We’ve heard a lot of hype about Loteria, so our expectations were high and we had been looking forward to the dinner all week. Turns out that it’s not for us. We still had a fun time because of the great company (and tequila), but, as He said this morning, I’d rather get a taco from a truck downtown.
After the meal we walked across the street to the beloved Musso and Frank, taking the back entrance and heading straight for the bar. Turns out the dining room was shut down but the bar was still mixing cocktails (they just recently started staying open until 2 a.m. on Friday and Saturday nights). Three of us had Manhattans and He ordered a Millers gin with a cucumber. Ruben, the legendary bartender, looked pained and said, “What…you want a salad?” There was a very funny exchange back and forth and finally Ruben handed Him a Miller High Life with a slice of cucumber on the side. Oops. He reordered: Hendricks gin with a lime, please. Everybody had a sweet tooth so I gigantic piece of cheesecake was ordered with cherries and a strawberry compote on the side. It lasted about 2 minutes. We marveled at how they got the cake so tall and with such a lovely no-crust crust.

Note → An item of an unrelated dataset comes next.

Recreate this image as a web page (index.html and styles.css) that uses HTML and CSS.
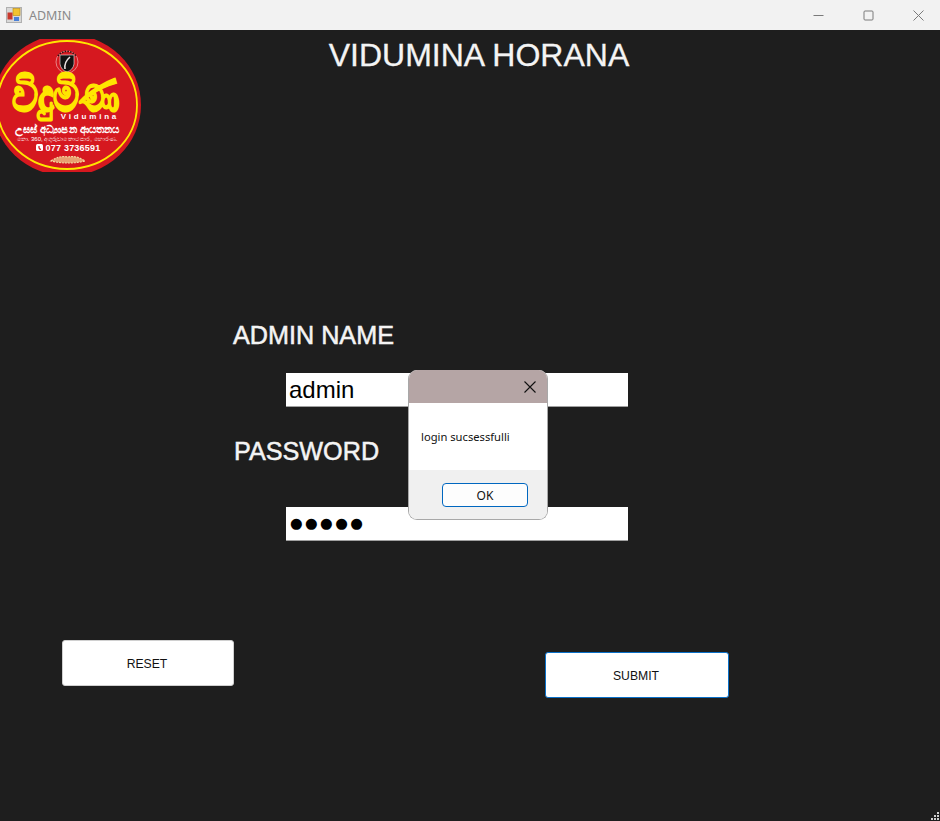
FILE: index.html
```html
<!doctype html>
<html lang="en">
<head>
  <meta charset="utf-8">
  <title>ADMIN</title>
  <link rel="stylesheet" href="styles.css">
</head>
<body>
	<div class="window">
		<div class="titlebar">
			<svg class="appIcon" width="16" height="16" viewBox="0 0 16 16">
				<rect x="0.5" y="0.5" width="15" height="15" fill="#d8d8d8" stroke="#b0b0b0"/>
				<rect x="7" y="1.5" width="7" height="7" fill="#f2c230" stroke="#b98a10" stroke-width="0.6"/>
				<rect x="1.5" y="5.5" width="5" height="7" fill="#c8382c"/>
				<rect x="8" y="10" width="5" height="4" fill="#4a80d8"/>
			</svg>
			<span class="titleText">ADMIN</span>
			<div class="winButtons">
				<svg width="11" height="11" viewBox="0 0 11 11"><path d="M0.5 5.5H10.5" stroke="#7a7a7a" fill="none"/></svg>
				<svg width="11" height="11" viewBox="0 0 11 11"><rect x="1" y="1" width="9" height="9" rx="1" stroke="#7a7a7a" fill="none"/></svg>
				<svg width="11" height="11" viewBox="0 0 11 11"><path d="M0.5 0.5L10.5 10.5M10.5 0.5L0.5 10.5" stroke="#7a7a7a" fill="none"/></svg>
			</div>
		</div>

		<div class="form">
			<svg class="logo" width="150" height="133" viewBox="0 0 150 133">
				<ellipse cx="67" cy="66" rx="74" ry="71" fill="#d6181f"/>
				<ellipse cx="67" cy="66" rx="70" ry="64" fill="none" stroke="#ffe600" stroke-width="1.8"/>
				<circle cx="67" cy="23" r="11" fill="none" stroke="#eaa0a0" stroke-width="0.8"/>
				<path d="M58 17A11 11 0 0 1 76 17" fill="none" stroke="#2a1010" stroke-width="1.600" stroke-dasharray="1.500 1.200"/>
				<path d="M60 16H74V25Q73 31 67 33Q61 31 60 25Z" fill="#111" stroke="#eee" stroke-width="0.6"/>
				<path d="M70 18Q64 23 65 30" fill="none" stroke="#e8e0e0" stroke-width="1.600"/>
				<text class="logoBig" x="66" y="72" text-anchor="middle" textLength="108" lengthAdjust="spacingAndGlyphs">විදුමිණ</text>
				<text class="logoName" x="90" y="80" text-anchor="middle">Vidumina</text>
				<text class="logoSub" x="67" y="94" text-anchor="middle" textLength="105" lengthAdjust="spacingAndGlyphs">උසස් අධ්‍යාපන ආයතනය</text>
				<text class="logoAddr" x="67" y="101.500" text-anchor="middle" textLength="101" lengthAdjust="spacingAndGlyphs">නො. 360, අගුරුවාතොට පාර, හොරණ.</text>
				<text class="logoPhone" x="73" y="112" text-anchor="middle">077 3736591</text>
				<rect x="36" y="105" width="7" height="7" rx="1.500" fill="#fff"/>
				<path d="M39 107Q38.500 110 41 110.500" fill="none" stroke="#d6181f" stroke-width="1.200"/>
				<path d="M51 122Q60 116 68 118Q76 116 85 122Q68 126 51 122Z" fill="#e8a070" stroke="#f3d9a0" stroke-width="1.200" stroke-dasharray="2 1"/>
			</svg>

			<h1 class="heading">VIDUMINA HORANA</h1>

			<label class="fieldLabel nameLabel">ADMIN NAME</label>
			<div class="textBox">admin</div>

			<label class="fieldLabel passLabel">PASSWORD</label>
			<div class="textBox passBox">●●●●●</div>

			<div class="buttons">
				<button class="formButton resetButton">RESET</button>
				<button class="formButton submitButton">SUBMIT</button>
			</div>

			<svg class="grip" width="9" height="9" viewBox="0 0 9 9" fill="#cfcfcf">
				<rect x="6" y="0" width="2" height="2"/>
				<rect x="3" y="3" width="2" height="2"/>
				<rect x="6" y="3" width="2" height="2"/>
				<rect x="0" y="6" width="2" height="2"/>
				<rect x="3" y="6" width="2" height="2"/>
				<rect x="6" y="6" width="2" height="2"/>
			</svg>
		</div>

		<div class="dialog">
			<div class="dialogHead">
				<svg width="12" height="12" viewBox="0 0 12 12"><path d="M0.5 0.5L11.500 11.500M11.500 0.5L0.5 11.500" stroke="#111" stroke-width="1.100" fill="none"/></svg>
			</div>
			<div class="dialogBody">login sucsessfulli</div>
			<div class="dialogFoot"><button class="okButton">OK</button></div>
		</div>
	</div>
</body>
</html>
```
FILE: styles.css
```css
html, body {
	margin			: 0;
	padding			: 0;
}

.window {
	position		: relative;
	width			: 940px;
	height			: 821px;
	overflow		: hidden;
	background		: #1e1e1e;
	font-family		: "Liberation Sans", Arial, sans-serif;
}

.titlebar {
	display			: flex;
	align-items		: center;
	height			: 30px;
	padding-left	: 6px;
	background		: #f2f2f2;
}

.appIcon {
	margin-right	: 7px;
}

.titleText {
	color			: #8a8a8a;
	font-family		: "Noto Sans", sans-serif;
	font-size		: 12.500px;
}

.winButtons {
	display			: flex;
	gap				: 39px;
	margin-left		: auto;
	padding-right	: 16px;
}

.form {
	display			: flex;
	flex-direction	: column;
	position		: relative;
	height			: 791px;
}

.logo {
	position		: absolute;
	left			: 0;
	top				: 9px;
	width			: 150px;
	height			: 133px;
}

.logoBig {
	fill			: #ffe600;
	stroke			: #ffe600;
	stroke-width	: 1.500px;
	font-family		: "Noto Sans", "DejaVu Sans", sans-serif;
	font-size		: 46px;
	font-weight		: 700;
}

.logoName {
	fill			: #fff;
	font-size		: 8px;
	font-weight		: 700;
	letter-spacing	: 2.800px;
}

.logoSub {
	fill			: #fff;
	font-size		: 10px;
	font-weight		: 700;
}

.logoAddr {
	fill			: #fff;
	font-size		: 6px;
}

.logoPhone {
	fill			: #fff;
	font-size		: 9px;
	font-weight		: 700;
	letter-spacing	: 0.2px;
}

.heading {
	margin			: 7px 0 0 0;
	height			: 36px;
	padding-left	: 18px;
	color			: #f4f4f4;
	font-size		: 32px;
	font-weight		: 400;
	line-height		: 36px;
	text-align		: center;
	-webkit-text-stroke: 0.3px #f4f4f4;
}

.fieldLabel {
	display			: block;
	color			: #f4f4f4;
	font-size		: 25.200px;
	font-weight		: 400;
	line-height		: 28px;
	-webkit-text-stroke: 0.5px #f4f4f4;
}

.nameLabel {
	margin			: 248px 0 0 233px;
}

.passLabel {
	margin			: 30px 0 0 234px;
}

.textBox {
	box-sizing		: border-box;
	width			: 342px;
	height			: 34px;
	margin			: 24px 0 0 286px;
	padding-left	: 3px;
	background		: #fff;
	border-bottom	: 1px solid #a0a0a0;
	color			: #000;
	font-size		: 24px;
	line-height		: 33px;
}

.passBox {
	margin-top		: 42px;
	padding-left	: 4px;
	font-family		: "DejaVu Sans", sans-serif;
	font-size		: 14.500px;
	letter-spacing	: 2.400px;
}

.buttons {
	display			: flex;
	align-items		: flex-start;
	margin-top		: 99px;
	padding-left	: 62px;
}

.formButton {
	background		: #fff;
	color			: #111;
	font-family		: "Liberation Sans", Arial, sans-serif;
	font-size		: 12.200px;
	border-radius	: 3px;
}

.resetButton {
	width			: 172px;
	height			: 46px;
	padding			: 2px 2px 0 0;
	border			: 1px solid #d0d0d0;
}

.submitButton {
	width			: 184px;
	height			: 46px;
	margin			: 12px 0 0 311px;
	padding			: 2px 2px 0 0;
	border			: 1px solid #0a70c8;
}

.grip {
	position		: absolute;
	right			: 0;
	bottom			: 0;
}

.dialog {
	position		: absolute;
	left			: 408px;
	top				: 370px;
	width			: 140px;
	height			: 150px;
	box-sizing		: border-box;
	display			: flex;
	flex-direction	: column;
	overflow		: hidden;
	border			: 1px solid #a8a8a8;
	border-top		: none;
	border-radius	: 9px;
	background		: #fff;
	font-family		: "Noto Sans", sans-serif;
}

.dialogHead {
	display			: flex;
	align-items		: center;
	justify-content	: flex-end;
	height			: 33px;
	padding-right	: 11px;
	background		: #b5a5a5;
}

.dialogBody {
	height			: 67px;
	padding-left	: 12px;
	color			: #111;
	font-size		: 11.200px;
	line-height		: 67px;
}

.dialogFoot {
	flex			: 1;
	padding			: 13px 0 0 33px;
	background		: #f0f0f0;
}

.okButton {
	display			: block;
	width			: 86px;
	height			: 24px;
	padding			: 0;
	background		: #fdfdfd;
	border			: 1px solid #0067c0;
	border-radius	: 4px;
	color			: #111;
	font-family		: "Noto Sans", sans-serif;
	font-size		: 12px;
}
```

We headed back out to Hollywood Boulevard, and it was hopping: lots of bare legged and barely dressed kids (they were like 16, those girls, right?) lined-up in front of various clubs. Traffic was horrendous, but we easily hailed a cab and headed back to the Eastside. We said our goodbyes and…promptly went to bed. Slept like babies. After last nights’ festivities we lazily spent this sunny Saturday morning with some tasty and much needed French press coffee.